Zmagający się z problemami finansowymi druhowie nie liczą jednak na prezenty. Zamiast tego apelują o wsparcie – od mieszkańców, sympatyków i wszystkich, którym nie jest obojętny los lokalnych jednostek OSP.Samochód, który chcemy kupić, nie musi być nowy, ale musi być sprawny i niezawodny – mówi prezes jednostki Paweł Krasa. Druhowie szukają pojazdu używanego, maksymalnie kilkuletniego, najlepiej dziewięcioosobowego busa, który będzie służył do transportu ratowników i sprzętu podczas akcji.

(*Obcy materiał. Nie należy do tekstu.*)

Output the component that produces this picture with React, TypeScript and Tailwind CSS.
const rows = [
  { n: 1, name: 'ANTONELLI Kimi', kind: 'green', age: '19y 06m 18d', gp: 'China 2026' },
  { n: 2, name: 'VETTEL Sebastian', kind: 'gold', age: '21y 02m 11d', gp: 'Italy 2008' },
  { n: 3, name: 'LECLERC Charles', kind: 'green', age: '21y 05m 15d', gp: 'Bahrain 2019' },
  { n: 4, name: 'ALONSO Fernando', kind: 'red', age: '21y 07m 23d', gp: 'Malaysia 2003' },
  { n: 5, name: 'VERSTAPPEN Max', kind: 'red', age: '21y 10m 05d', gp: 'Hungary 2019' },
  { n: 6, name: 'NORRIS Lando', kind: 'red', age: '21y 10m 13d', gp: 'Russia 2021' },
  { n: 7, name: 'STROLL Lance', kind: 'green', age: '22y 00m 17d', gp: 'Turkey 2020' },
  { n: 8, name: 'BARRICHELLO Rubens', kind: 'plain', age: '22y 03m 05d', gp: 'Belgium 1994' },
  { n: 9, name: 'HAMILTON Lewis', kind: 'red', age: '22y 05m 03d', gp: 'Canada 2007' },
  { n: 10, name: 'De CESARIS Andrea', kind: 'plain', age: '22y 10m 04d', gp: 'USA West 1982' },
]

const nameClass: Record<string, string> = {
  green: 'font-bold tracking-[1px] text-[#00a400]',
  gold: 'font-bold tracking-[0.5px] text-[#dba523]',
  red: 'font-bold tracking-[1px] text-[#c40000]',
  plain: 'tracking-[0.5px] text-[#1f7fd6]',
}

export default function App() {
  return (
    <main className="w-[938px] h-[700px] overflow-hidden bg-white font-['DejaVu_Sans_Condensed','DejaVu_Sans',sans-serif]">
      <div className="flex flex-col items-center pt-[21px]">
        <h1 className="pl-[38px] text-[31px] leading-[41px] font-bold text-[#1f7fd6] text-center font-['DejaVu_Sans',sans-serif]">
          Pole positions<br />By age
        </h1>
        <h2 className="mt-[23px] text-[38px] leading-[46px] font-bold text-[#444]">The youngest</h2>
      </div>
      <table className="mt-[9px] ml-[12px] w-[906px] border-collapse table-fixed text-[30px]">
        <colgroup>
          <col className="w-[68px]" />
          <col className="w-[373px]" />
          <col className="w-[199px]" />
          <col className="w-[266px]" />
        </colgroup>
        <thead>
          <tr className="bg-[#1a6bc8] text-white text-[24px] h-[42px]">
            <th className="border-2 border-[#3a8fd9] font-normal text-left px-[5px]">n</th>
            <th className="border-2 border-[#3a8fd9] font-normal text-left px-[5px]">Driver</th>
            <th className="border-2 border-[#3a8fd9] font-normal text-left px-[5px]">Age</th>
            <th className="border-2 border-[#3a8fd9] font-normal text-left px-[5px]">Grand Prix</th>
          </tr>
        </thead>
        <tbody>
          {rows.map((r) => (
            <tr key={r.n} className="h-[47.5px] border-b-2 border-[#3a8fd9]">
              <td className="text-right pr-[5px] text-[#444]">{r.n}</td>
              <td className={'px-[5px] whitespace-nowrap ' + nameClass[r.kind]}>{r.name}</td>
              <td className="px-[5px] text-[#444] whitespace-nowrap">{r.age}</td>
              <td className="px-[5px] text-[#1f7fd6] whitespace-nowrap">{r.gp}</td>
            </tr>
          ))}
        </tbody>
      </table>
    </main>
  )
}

OSP Gorzeń Dolny działa nieprzerwanie od 1956 roku. Choć początki nie były łatwe, jednostka przez dekady wytrwale pełniła swoją misję – bez względu na warunki i dostępność sprzętu. Dopiero sześć dekad po założeniu strażacy doczekali się ogrzewania w remizie. Dziś budynek wygląda inaczej – po termomodernizacji, z nowym dachem i elewacją – ale potrzeby nadal są duże.

Najpilniejszą z nich jest właśnie wymiana drugiego wozu bojowego. Po tym, jak w 2021 roku udało się pozyskać nowy lekki samochód ratowniczo-gaśniczy fuso canter, przyszła pora na decyzję o wycofaniu wysłużonego GAZ-a. Zakupionego lata temu od OSP Sosnowice pojazdu coraz trudniej utrzymać w gotowości bojowej, zwłaszcza że części zamienne do rosyjskiego modelu są niemal nie do zdobycia.

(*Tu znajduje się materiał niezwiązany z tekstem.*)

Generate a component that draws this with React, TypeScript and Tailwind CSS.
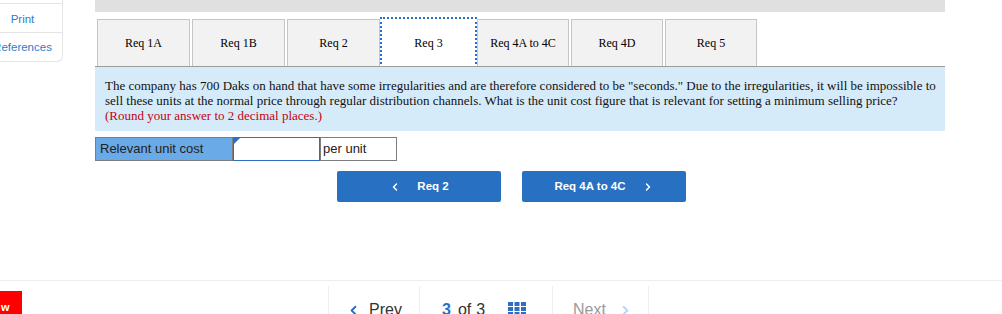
import { ChevronLeft, ChevronRight } from 'lucide-react'

const tabs = [
  { label: 'Req 1A', w: 'w-[93px]' },
  { label: 'Req 1B', w: 'w-[93px]' },
  { label: 'Req 2', w: 'w-[93px]' },
  { label: 'Req 3', w: 'w-[93px]', active: true },
  { label: 'Req 4A to 4C', w: 'w-[92px]' },
  { label: 'Req 4D', w: 'w-[92px]' },
  { label: 'Req 5', w: 'w-[92px]' },
]

function Sidebar() {
  return (
    <div className="ml-[-17px] w-[80px] h-[62px] shrink-0 border-r border-b border-[#e4e4e4] rounded-br-[6px] flex flex-col text-[11.5px] text-[#2d7ccf] font-['Liberation_Sans',Arial,sans-serif]">
      <div className="h-[4px] border-b border-[#e4e4e4]" />
      <div className="h-[29px] pt-[3px] border-b border-[#e4e4e4] flex items-center justify-center">Print</div>
      <div className="flex-1 pt-[1px] flex items-center justify-center">References</div>
    </div>
  )
}

function Tabs() {
  return (
    <div className="mt-[7px] pl-[2px] flex gap-[2px] font-['Liberation_Serif','Times_New_Roman',serif] text-[12px] text-black">
      {tabs.map(t => (
        <div
          key={t.label}
          className={
            t.active
              ? `${t.w} h-[47px] bg-white flex items-center justify-center outline-2 outline-dotted outline-[#2a6fc4]`
              : `${t.w} h-[47px] bg-[#f2f2f2] border border-b-0 border-[#c6c6c6] flex items-center justify-center`
          }
        >
          {t.label}
        </div>
      ))}
    </div>
  )
}

function Question() {
  return (
    <div className="border-t border-[#9c9c9c] bg-[#d6ebf9] pl-[10px] pt-[11px] pb-[8px] font-['Liberation_Serif','Times_New_Roman',serif] text-[13px] leading-[15px] text-[#111]">
      The company has 700 Daks on hand that have some irregularities and are therefore considered to be "seconds." Due to the irregularities, it will be impossible to
      <br />
      sell these units at the normal price through regular distribution channels. What is the unit cost figure that is relevant for setting a minimum selling price?
      <br />
      <span className="text-[#c8000f]">(Round your answer to 2 decimal places.)</span>
    </div>
  )
}

function AnswerRow() {
  return (
    <div className="mt-[6px] flex h-[24px] font-['Liberation_Sans',Arial,sans-serif] text-[13px] text-[#222]">
      <div className="w-[138px] bg-[#6aaae6] border border-[#7d7d7d] flex items-center pl-[4px]">Relevant unit cost</div>
      <div className="relative w-[87px] bg-white border border-[#2a6fc4]">
        <div className="absolute left-0 top-0 w-0 h-0 border-t-[6px] border-r-[6px] border-t-[#2a6fc4] border-r-transparent" />
      </div>
      <div className="w-[77px] border border-[#7d7d7d] flex items-center pl-[2px]">per unit</div>
    </div>
  )
}

function NavButtons() {
  return (
    <div className="mt-[10px] ml-[242px] flex gap-[21px] font-['Liberation_Sans',Arial,sans-serif] text-[11.5px] font-bold text-white">
      <div className="w-[164px] h-[31px] rounded-[2px] bg-[#2870c1] flex items-center justify-center gap-[16px]">
        <ChevronLeft size={12} strokeWidth={3} />
        <span>Req 2</span>
      </div>
      <div className="w-[164px] h-[31px] rounded-[2px] bg-[#2870c1] flex items-center justify-center gap-[16px]">
        <span>Req 4A to 4C</span>
        <ChevronRight size={12} strokeWidth={3} />
      </div>
    </div>
  )
}

function GridIcon() {
  return (
    <svg width="18" height="14" viewBox="0 0 18 14" className="fill-[#2a6fc4]">
      {[0, 1, 2].map(r =>
        [0, 1, 2].map(c => <rect key={`${r}-${c}`} x={c * 6.5} y={r * 5} width="5" height="4" />)
      )}
    </svg>
  )
}

function Footer() {
  return (
    <div className="border-t border-[#eeeeee] flex flex-1 font-['Liberation_Sans',Arial,sans-serif]">
      <div className="mt-[10px] w-[22px] h-[23px] bg-[#ff0000] text-white text-[11px] font-bold flex items-end pl-[1px] leading-[14px]">w</div>
      <div className="ml-[306px] mt-[5px] flex text-[16px] leading-[16px]">
        <div className="w-[91px] border-l border-[#eeeeee] pt-[16px] pl-[17px] flex items-start gap-[8px] text-[#333]">
          <ChevronLeft size={15} strokeWidth={3} className="text-[#2a6fc4] mt-[1px]" />
          <span>Prev</span>
        </div>
        <div className="w-[133px] border-l border-[#eeeeee] pt-[16px] pl-[22px] flex items-start text-[#333]">
          <span className="font-bold text-[#2a6fc4]">3</span>
          <span className="ml-[7px]">of</span>
          <span className="ml-[5px]">3</span>
          <span className="ml-[23px]"><GridIcon /></span>
        </div>
        <div className="w-[97px] border-x border-[#eeeeee] pt-[16px] pl-[20px] flex items-start gap-[12px] text-[#9a9a9a]">
          <span>Next</span>
          <ChevronRight size={15} strokeWidth={3} className="text-[#bcd5ef] mt-[1px]" />
        </div>
      </div>
    </div>
  )
}

export default function App() {
  return (
    <div className="w-[1002px] h-[314px] overflow-hidden bg-white flex flex-col">
      <div className="h-[280px] shrink-0 flex">
        <Sidebar />
        <div className="ml-[32px] w-[850px] flex flex-col">
          <div className="h-[12px] bg-[#e0e0e0]" />
          <Tabs />
          <Question />
          <AnswerRow />
          <NavButtons />
        </div>
      </div>
      <Footer />
    </div>
  )
}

Problem jednak nie kończy się na technice. – Na wsparcie gminy Wadowice w tym zakresie niestety nie możemy liczyć – przyznaje otwarcie Krasa, który poza pełnieniem funkcji prezesa OSP jest również miejskim radnym. Jego relacje z burmistrzem Bartoszem Kalińskim są napięte – to efekt m.in. rywalizacji o fotel burmistrza w ostatnich wyborach samorządowych. Krasa znalazł się w opozycji, co – jak twierdzi – przekłada się na brak realnej pomocy ze strony władz lokalnych.

Druhowie nie poddają się jednak i próbują zebrać brakującą kwotę – około 85 tysięcy złotych. Część środków już mają – 65 tysięcy złotych, w tym 15 tysięcy przekazał powiat. Resztę chcą zdobyć dzięki wsparciu mieszkańców i darczyńców. W sieci ruszyła zbiórka, której celem jest zakup pojazdu na 70-lecie jednostki.Chcemy dalej pomagać, ale potrzebujemy do tego niezawodnego sprzętu – apeluje Krasa.

Dla druhów z Gorzenia Dolnego nie chodzi tylko o jubileusz. Nowy samochód to przede wszystkim bezpieczeństwo – ich i tych, którym spieszą z pomocą.